You have a standard pack of 52 playing cards. You then shuffle them and begin to draw out cards until you have three of a kind. What is the most likely number of cards drawn when this happens?
You then shuffle another pack of 52 playing cards into the pile. What happens to the expected number of cards now? (i.e. does it double / halve / stay the same?)
A binomial random variable X represents the number of successes that occur in k trials for a given experiment that can result in either a "success" or a "failure". The expected number of successes in k trials, with success having probablility p, is given by E[X]=kp.
In our case, a "success" occurs in the event that, having chosen n cards, at least one and no more than one of the "n choose 3" ( =n!/[(n-3)!*3!] ) subsets of three cards contains a three of a kind. The probablity of success for any given 3 card subset is given by (3/51)*(2/50)=3/1275, since, given the first card, there is a 3/51 chance that the second card is the same rank, and given the first two cards, there is a 2/50 chance that the third card is the same rank as the first two.

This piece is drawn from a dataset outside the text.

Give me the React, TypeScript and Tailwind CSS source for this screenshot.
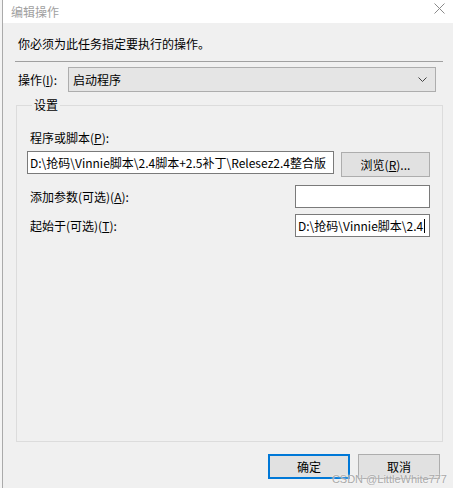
import React from 'react';

const font = "font-['Noto_Sans_CJK_SC','Noto_Sans',sans-serif]";

const Field: React.FC<{ value?: string; caret?: boolean; className?: string }> = ({ value = '', caret, className = '' }) => (
  <div className={`h-[23px] border border-[#7a7a7a] bg-white flex items-center px-[2px] overflow-hidden whitespace-nowrap text-[12px] text-black ${className}`}>
    {value}
    {caret && <span className="ml-[1px] w-px h-[14px] bg-black" />}
  </div>
);

const Btn: React.FC<{ label: React.ReactNode; primary?: boolean; className?: string }> = ({ label, primary, className = '' }) => (
  <div
    className={`h-[25px] w-[82px] flex items-center justify-center bg-[#e1e1e1] text-[12px] text-black ${
      primary ? 'border-2 border-[#0078d7]' : 'border border-[#adadad]'
    } ${className}`}
  >
    {label}
  </div>
);

export default function App() {
  return (
    <div className={`w-[453px] h-[488px] flex bg-white overflow-hidden relative ${font}`}>
      <div className="w-[2px] h-full bg-[#f4f4f4]" />
      <div className="flex-1 flex flex-col border-l border-[#aaaaaa]">
        {/* title bar */}
        <div className="h-[23px] bg-white flex items-center justify-between pl-[8px] pr-[8px] shrink-0">
          <span className="text-[12px] text-[#a0a0a0] leading-none">编辑操作</span>
          <svg width="11" height="11" viewBox="0 0 11 11" className="mb-[6px]">
            <path d="M0.5 0.5 L10.5 10.5 M10.5 0.5 L0.5 10.5" stroke="#8a8a8a" strokeWidth="1" />
          </svg>
        </div>

        {/* body */}
        <div className="flex-1 bg-[#f0f0f0] pl-[12px] pr-[10px] pt-[13px] flex flex-col text-[12px] text-black">
          <div className="h-[16px] leading-[16px] pl-[3px]">你必须为此任务指定要执行的操作。</div>
          <div className="mt-[9px] h-px bg-[#a0a0a0]" />

          <div className="mt-[5px] flex items-center">
            <span className="w-[53px] pl-[3px] leading-[16px]">
              操作(<span className="underline">I</span>):
            </span>
            <div className="flex-1 mr-[7px] h-[25px] border border-[#adadad] bg-[#e5e5e5] flex items-center justify-between pl-[4px] pr-[8px]">
              <span>启动程序</span>
              <svg width="9" height="5" viewBox="0 0 9 5">
                <path d="M0.5 0.5 L4.5 4.5 L8.5 0.5" fill="none" stroke="#444" strokeWidth="1" />
              </svg>
            </div>
          </div>

          <fieldset className="mt-[5px] ml-[1px] h-[345px] border border-[#dcdcdc] pl-[10px] pr-[12px]">
            <legend className="ml-[5px] px-[2px] leading-[16px]">设置</legend>
            <div className="mt-[17px] pl-[3px] leading-[16px]">
              程序或脚本(<span className="underline">P</span>):
            </div>
            <div className="mt-[5px] flex items-start">
              <Field value="D:\抢码\Vinnie脚本\2.4脚本+2.5补丁\Relesez2.4整合版" className="w-[307px]" />
              <Btn
                label={
                  <>
                    浏览(<span className="underline">R</span>)...
                  </>
                }
                className="ml-auto w-[89px] h-[25px] mt-px"
              />
            </div>
            <div className="mt-[8px] flex items-center">
              <span className="pl-[3px]">
                添加参数(可选)(<span className="underline">A</span>):
              </span>
              <Field className="ml-auto w-[135px]" />
            </div>
            <div className="mt-[6px] flex items-center">
              <span className="pl-[3px]">
                起始于(可选)(<span className="underline">T</span>):
              </span>
              <Field value="D:\抢码\Vinnie脚本\2.4" caret className="ml-auto w-[135px]" />
            </div>
          </fieldset>

          <div className="mt-[12px] flex justify-end gap-[8px] pr-[3px]">
            <Btn label="确定" primary />
            <Btn label="取消" />
          </div>
        </div>
      </div>
      <span className="absolute right-[6px] bottom-[3px] text-[11px] leading-none text-[#a9a9a9] font-['Liberation_Sans',sans-serif] [text-shadow:0_0_2px_#fff]">
        CSDN @LittleWhite777
      </span>
    </div>
  );
}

So, for this problem, the number of trials k is given by "n choose three", where n is the number of cards we have chosen so far. p is as already given above, 3/1275. We wish to equate this such that kp=1, that is, the expected number of 3 of a kinds just equals one.
So we have
n!/[(n-3)!*3!] * 3/1275 = 1
Solving the above for n yields a number between 14 and 15, 14 yielding an expected number of three of a kinds less than 1, and 15 yielding a number greater than 1. So we will say that 15 cards is the expected number for at least one three of a kind.
If we increase the number of decks to two decks, then p, the chance of a success, will change. It will now be given by 7/103*6/102 = 7/1751.
now we have
n!/[(n-3)!*3!] * 7/1751 = 1
This results in a value between 12 and 13. So now 13 is the expected answer.